Last updated on December 29th, 2022 at 08:00 am
Nigerians and the rest of the World WILL never forget The Punch Editorial of December 11, 2019 where the newspaper organisation dared President Muhammadu Buhari when other media organisations in the country were timid.
As a symbolic demonstration of our protest against autocracy and military-style repression, PUNCH (all our print newspapers, The PUNCH, Saturday PUNCH, Sunday PUNCH, PUNCH Sports Extra, and digital platforms, most especially Punchng.com) will henceforth prefix Buhari’s name with his rank as a military dictator in the 80s, Major General, and refer to his administration as a regime, until they purge themselves of their insufferable contempt for the rule of law.
Entitled, “Buhari’s lawlessness: Our stand” The Punch resolved to address Buhari by his military rank, a stance that portrayed the retired soldiers as a dictator under the guise of civilian government.
Truly, Buhari earned the rank of Major General, but the tone of The Punch’s editorial sounded seemingly embarrassing.
The newspaper by its stand exposed some of the gross violations of the retired military Major General during his military junta in the 80s of fundamental human rights.

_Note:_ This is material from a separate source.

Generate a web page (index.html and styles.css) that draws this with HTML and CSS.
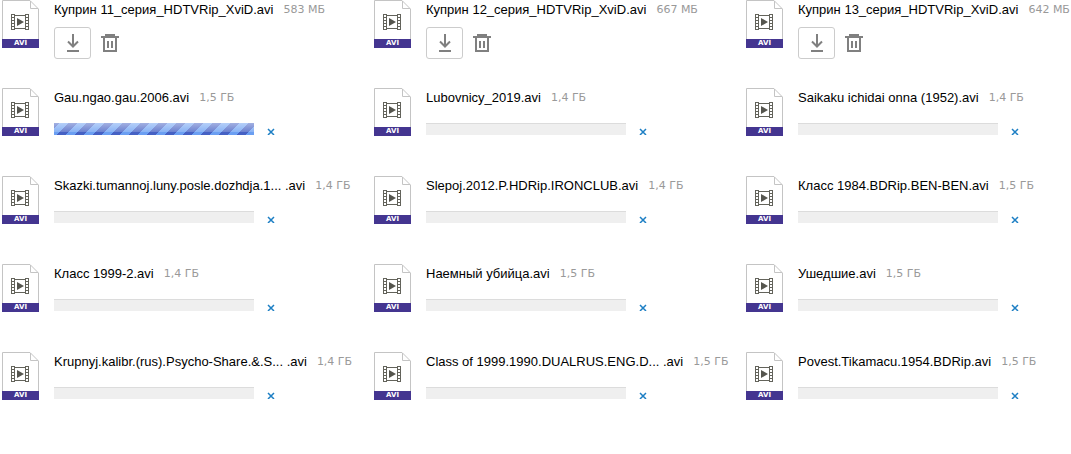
FILE: index.html
```html
<!DOCTYPE html>
<html lang="ru">
<head>
  <meta charset="UTF-8" />
  <meta name="viewport" content="width=device-width, initial-scale=1.0"/>
  <title>Файлы</title>
  <link rel="stylesheet" href="styles.css">
</head>
<body>
  <svg class="sprite" aria-hidden="true">
    <symbol id="paper" viewBox="0 0 37 39">
      <path d="M.5 39V.5H28L36.500 9V39" fill="#fff" stroke="#c4c4c4"/>
      <path d="M28.500 1V8.500H36" fill="none" stroke="#c4c4c4"/>
      <path d="M9 14h4v1h10v-1h4v16h-4v-1h-10v1h-4zM13 16v12h10v-12z" fill="#63635b" fill-rule="evenodd"/>
      <path d="M10 15h2v2h-2zM10 18h2v2h-2zM10 21h2v2h-2zM10 24h2v2h-2zM10 27h2v2h-2zM24 15h2v2h-2zM24 18h2v2h-2zM24 21h2v2h-2zM24 24h2v2h-2zM24 27h2v2h-2z" fill="#fff"/>
      <path d="M15 18L22 22L15 26z" fill="#55554e"/>
    </symbol>
    <symbol id="download" viewBox="0 0 15 20">
      <path d="M8 1v13M3 8.500L8 13.500L13 8.500M2 18h12" fill="none" stroke="#808080" stroke-width="2"/>
    </symbol>
    <symbol id="trash" viewBox="0 0 18 20">
      <path d="M0 4h18M5 4V2h8v2M3 5v13h12V5M7 8v7M11 8v7" fill="none" stroke="#808080" stroke-width="2"/>
    </symbol>
    <symbol id="cross" viewBox="0 0 8 8">
      <path d="M1 2L7 8M7 2L1 8" fill="none" stroke="#1d7fc4" stroke-width="1.500"/>
    </symbol>
  </svg>

  <main class="files" id="files"></main>

  <script src="files.js"></script>
</body>
</html>
```
FILE: styles.css
```css
body {
  margin: 0;
  background-color: #fff;
  font-family: "Liberation Sans", Arial, sans-serif;
  font-size: 13px;
  color: #000;
}

.sprite {
  display: none;
}

.files {
  display: grid;
  grid-template-columns: repeat(3, 1fr);
  column-gap: 47px;
  row-gap: 28px;
  padding-left: 2px;
}

.file {
  display: flex;
  gap: 15px;
  min-width: 0;
  height: 60px;
}

.icon {
  flex: none;
  width: 37px;
}

.icon svg {
  display: block;
  width: 37px;
  height: 39px;
}

.ext {
  display: block;
  height: 9px;
  background-color: #443590;
  color: #fff;
  font: bold 7px/9px "DejaVu Sans", Verdana, sans-serif;
  text-align: center;
}

.title {
  display: flex;
  gap: 10px;
  height: 20px;
  line-height: 20px;
  white-space: nowrap;
}

.size {
  font-family: "DejaVu Sans", Verdana, sans-serif;
  font-size: 11px;
  color: #999;
}

.actions {
  display: flex;
  align-items: center;
  gap: 10px;
  margin-top: 7px;
}

button {
  display: flex;
  align-items: center;
  justify-content: center;
  padding: 0;
  border: none;
  background: none;
  cursor: pointer;
}

.download {
  box-sizing: border-box;
  width: 37px;
  height: 32px;
  border: 1px solid #ccc;
  border-radius: 3px;
}

.download:hover {
  border-color: #999;
}

.download svg {
  width: 15px;
  height: 20px;
}

.trash svg {
  width: 18px;
  height: 20px;
}

.upload {
  display: flex;
  align-items: flex-end;
  gap: 13px;
  margin-top: 15px;
}

.cancel svg {
  width: 8px;
  height: 8px;
  overflow: visible;
}

progress {
  display: block;
  width: 200px;
  height: 12px;
  border: none;
  -webkit-appearance: none;
  appearance: none;
}

progress::-webkit-progress-bar {
  background-color: #efefef;
  box-shadow: inset 0 1px 0 #dcdcdc;
}

progress::-webkit-progress-value {
  background:
    linear-gradient(rgba(255,255,255,0.5), rgba(255,255,255,0.2) 75%, rgba(255,255,255,0) 75%),
    linear-gradient(135deg, #6b9ff2 25%, #4561c4 25%, #4561c4 50%, #6b9ff2 50%, #6b9ff2 75%, #4561c4 75%) 5px 0 / 18px 18px;
}
```
FILE: files.js
```javascript
// done - файл загружен, progress - процент загрузки
const files = [
  { name: 'Куприн 11_серия_HDTVRip_XviD.avi', size: '583 МБ', done: true },
  { name: 'Куприн 12_серия_HDTVRip_XviD.avi', size: '667 МБ', done: true },
  { name: 'Куприн 13_серия_HDTVRip_XviD.avi', size: '642 МБ', done: true },
  { name: 'Gau.ngao.gau.2006.avi', size: '1,5 ГБ', progress: 100 },
  { name: 'Lubovnicy_2019.avi', size: '1,4 ГБ', progress: 0 },
  { name: 'Saikaku ichidai onna (1952).avi', size: '1,4 ГБ', progress: 0 },
  { name: 'Skazki.tumannoj.luny.posle.dozhdja.1... .avi', size: '1,4 ГБ', progress: 0 },
  { name: 'Slepoj.2012.P.HDRip.IRONCLUB.avi', size: '1,4 ГБ', progress: 0 },
  { name: 'Класс 1984.BDRip.BEN-BEN.avi', size: '1,5 ГБ', progress: 0 },
  { name: 'Класс 1999-2.avi', size: '1,4 ГБ', progress: 0 },
  { name: 'Наемный убийца.avi', size: '1,5 ГБ', progress: 0 },
  { name: 'Ушедшие.avi', size: '1,5 ГБ', progress: 0 },
  { name: 'Krupnyj.kalibr.(rus).Psycho-Share.&amp;.S... .avi', size: '1,4 ГБ', progress: 0 },
  { name: 'Class of 1999.1990.DUALRUS.ENG.D... .avi', size: '1,5 ГБ', progress: 0 },
  { name: 'Povest.Tikamacu.1954.BDRip.avi', size: '1,5 ГБ', progress: 0 }
];

function controls(file) {
  if (file.done) {
    return `<div class="actions">
      <button class="download" aria-label="Скачать"><svg><use href="#download"/></svg></button>
      <button class="trash" aria-label="Удалить"><svg><use href="#trash"/></svg></button>
    </div>`;
  }
  return `<div class="upload">
    <progress max="100" value="${file.progress}" aria-label="${file.name}"></progress>
    <button class="cancel" aria-label="Отменить"><svg><use href="#cross"/></svg></button>
  </div>`;
}

document.getElementById('files').innerHTML = files.map(file => `
  <div class="file">
    <div class="icon"><svg><use href="#paper"/></svg><span class="ext">AVI</span></div>
    <div class="info">
      <div class="title"><span>${file.name}</span><span class="size">${file.size}</span></div>
      ${controls(file)}
    </div>
  </div>`).join('');
```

The Punch stated that Buhari was not ready to change going by the manner in which his APC-led government chose which and what court orders to obey and which should not.
In a statement, the Congress of the United States followed The Punch’s footpath by calling on the administration to obey court order if it wanted to continue to enjoy the respect of the international community.
The APC-led government had violated several court orders freeing former National Security Adviser Col. Sambo Dasuki; convener of the #RevolutionNow Protest Omoyele Sowore and the leader of Shiite in Nigeria Ibrahim El-Zakzaki.
Exactly two weeks after The Punch’s punch to those in the corridor of authority, Nigeria’s Attorney General of Federation and Minister of Justice Abubakar Malami in a statement said his office had directed the Department of Security Service (DSS) to release Sowore and Dasuki, according to him, in compliance to the court order.
And Dasuki who had spent more than four years in DSS detention walked free to his family.